Cloud: Google Cloud (VMs, Big Query, Dataflow, Dataproc, Fusion, CloudSQL). AWS (EC2, S3, VPC, IAM, Redshift, RDS).
Databases: Oracle, Cassandra, MySQL.
Database Tools: SQL*PLUS, PLSQL, Toad Data Modeler, Toad for Oracle, Oracle APEX
Languages: Python, PLSQL, UNIX/Linux Shell scripting
Operating Systems: RHEL (4, 5, 6, 7), CentOS, Sun Solaris, HP-Unix.
TECHNICAL SKILLS
Data Engineer
Confidential
Responsibilities:
- Confidential based Telecommunication Company which offers voice, data and video services and solutions through its wireless and wireline segment.
- Performing a role of a data engineer and database engineer for Verizon’s application database.

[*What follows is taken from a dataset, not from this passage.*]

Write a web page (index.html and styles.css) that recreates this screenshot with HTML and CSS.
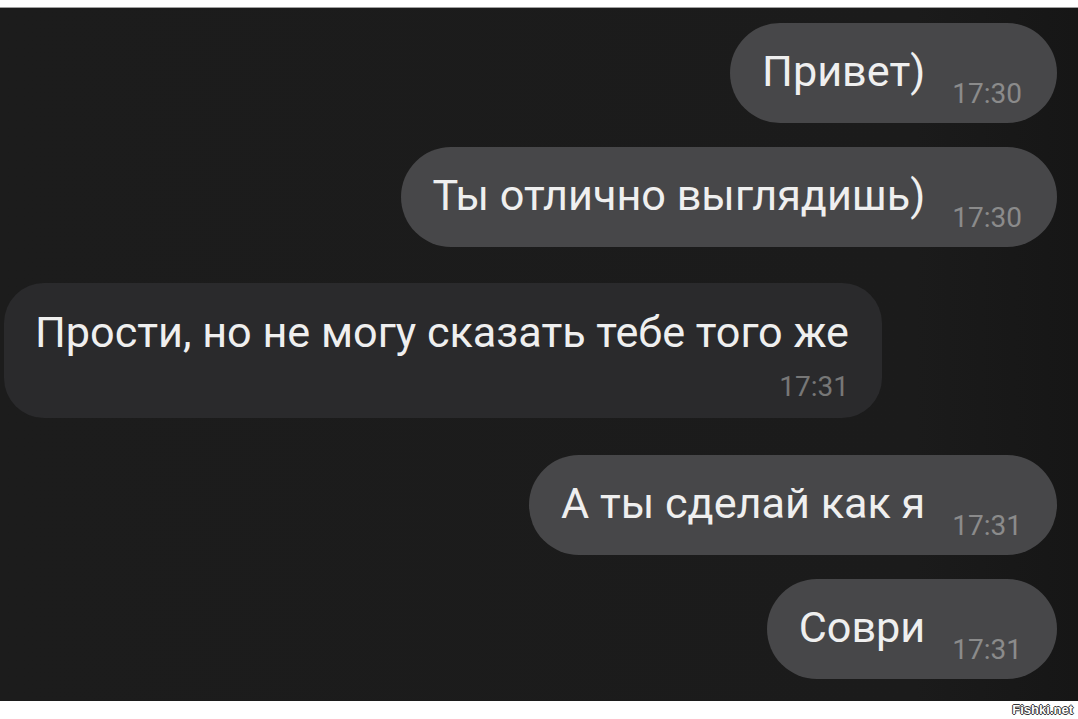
FILE: index.html
```html
<!DOCTYPE html>
<html lang="ru">
<head>
  <meta charset="UTF-8">
  <title>Переписка</title>
  <link rel="stylesheet" href="styles.css">
</head>
<body>
<div class="screen">
  <div class="msg out first">
    <span class="text">Привет)</span>
    <span class="time">17:30</span>
  </div>
  <div class="msg out">
    <span class="text">Ты отлично выглядишь)</span>
    <span class="time">17:30</span>
  </div>
  <div class="msg in">
    <span class="text">Прости, но не могу сказать тебе того же</span>
    <span class="time">17:31</span>
  </div>
  <div class="msg out">
    <span class="text">А ты сделай как я</span>
    <span class="time">17:31</span>
  </div>
  <div class="msg out">
    <span class="text">Соври</span>
    <span class="time">17:31</span>
  </div>
</div>
<div class="footer">
  <span class="mark">Fishki.net</span>
</div>
</body>
</html>
```

FILE: styles.css
```css
html, body {
  margin: 0;
  background: #ffffff;
}
body {
  font-family: Roboto, "Noto Sans", sans-serif;
  padding-top: 7px;
}
.screen {
  height: 694px;
  box-sizing: border-box;
  border-top: 1px solid #a0a0a0;
  background: linear-gradient(to right, #1c1c1c 0%, #1b1b1b 85%, #161616 100%);
  display: flex;
  flex-direction: column;
  padding-top: 15px;
}
.msg {
  box-sizing: border-box;
  display: flex;
  color: #efefef;
}
.msg .text {
  font-size: 43.2px;
  line-height: 52px;
}
.msg .time {
  font-size: 28px;
  line-height: 32px;
}

/* outgoing */
.out {
  align-self: flex-end;
  margin-right: 21px;
  margin-top: 24px;
  height: 100px;
  padding: 23px 35px 0 32px;
  border-radius: 50px;
  background: #474749;
  align-items: flex-start;
}
.out.first {
  margin-top: 0;
}
.out .time {
  color: #8b8b8b;
  margin-left: 27px;
  margin-top: 32px;
}

/* incoming */
.in {
  align-self: flex-start;
  margin-left: 4px;
  margin-top: 36px;
  margin-bottom: 13px;
  height: 135px;
  padding: 24px 33px 0 31px;
  border-radius: 40px;
  background: #2a2a2c;
  flex-direction: column;
}
.in .time {
  align-self: flex-end;
  color: #777777;
  margin-top: 12px;
}

.footer {
  height: 17px;
  display: flex;
  justify-content: flex-end;
  align-items: center;
  padding-right: 5px;
}
.mark {
  font-family: "Liberation Sans", Arial, sans-serif;
  font-weight: bold;
  font-size: 13px;
  color: #ffffff;
  text-shadow: -1px 0 #333, 1px 0 #333, 0 -1px #333, 0 1px #333;
}
```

The role includes creating data pipelines from application databases to Data Lake and warehouse and create stream and batch data processing pipelines.
- Maintaining more than 16 PB, 300 nodes Cloudera’s distribution Hadoop production and dev clusters. Perform daily health checks, work on alerts, and other related tasks.
- Developed spark applications using Spark SQL and RDDs. Excellent knowledge of Spark Streaming and learning Spark ML.
- Designed and developed streaming ETL application that is auto-scheduled (cron independent) and auto-scaled (able to add data extraction job during runtime ) in Python, Bash Script, and PLSQL that extract data from OLTP application databases and send the data to Kafka brokers.
- Installed, configured, and maintaining multi-node standalone Kafka-Zookeeper cluster for building streaming data pipelines that stream database health information from 200+ Oracle OLTP databases to the warehouse database.
- Developed application in PySpark for processing databases’ health information data and store it on oracle database. In depth knowledge of monitoring spark application through spark UI and good in debugging the failed spark jobs. Maintaining existing spark jobs and make changes as per business need.
- Created Hive databases, tables and queries for data analytics as and when needed, integrate them with data processing jobs, and drop them as a part of cleanup. Also working on maintaining HBase database used by other applications.
- Designed and developed in house database visualization tool built on Oracle Application Express platform that visualize the real-time database health information as well as shows management reports.
- Experienced as AWS cloud engineer to create and manage EC2 instances, S3 buckets, and configure RDS instances. Monitoring the performance, spinning off the instances regularly, and help developers to get access to the cloud instances.
- Created Python Flask application to deploy PLSQL code automatically onto the production database. Created adaptive database alerting system in Python, SQL, and Bash scripting that generates the database alerts almost in real time depending on thresholds which can be change on the fly.
Data Engineer
Confidential
Responsibilities:
- Developed Spark ETL scripts that collect application data and store into HDFS.
- Developed Spark jobs to load the database log files from Linux file system to the HDFS for further processing. Also, developed bash scripts for importing the Oracle database tables to HDFS using sqoop.
- Experienced with creating Hive databases, tables, and writing Hive queries for data analysis to meeting the business reporting needs.
- Developed spark scripts, UDFs using both data frames/SQL and RDD/MapReduce in Spark for data aggregation, manipulation, and ordering and finally put that back into OLTP through Sqoop.
- Experienced with designing, architecting, and deploying new applications. Performed its capacity planning and database tuning for optimal performance.
- Experienced with database engineering, creating data models, functions, and procedures, understanding of data pipelining through ETL jobs and customized Shell script jobs.
- Experienced with application developers to design and architect application from scratch, write database codes, and suggest changes in their code to optimize the application performance.
- Implemented strategies for data archival and worked with application developer teams to purge unwanted data to increase the database performance.
- Extensive experience with SQL/PLSQL programming and query tuning.
- As a part of performance tuning, worked on OEM to find long running queries, analyzed AWR, ASH reports. Designed and scheduled different jobs in database to monitor the database performance, find huge tables, purge unwanted data from tables etc.
- Automated DBA monitoring tasks using bash scripts such as monitoring ASM disk space, standby database log repots, tablespace report.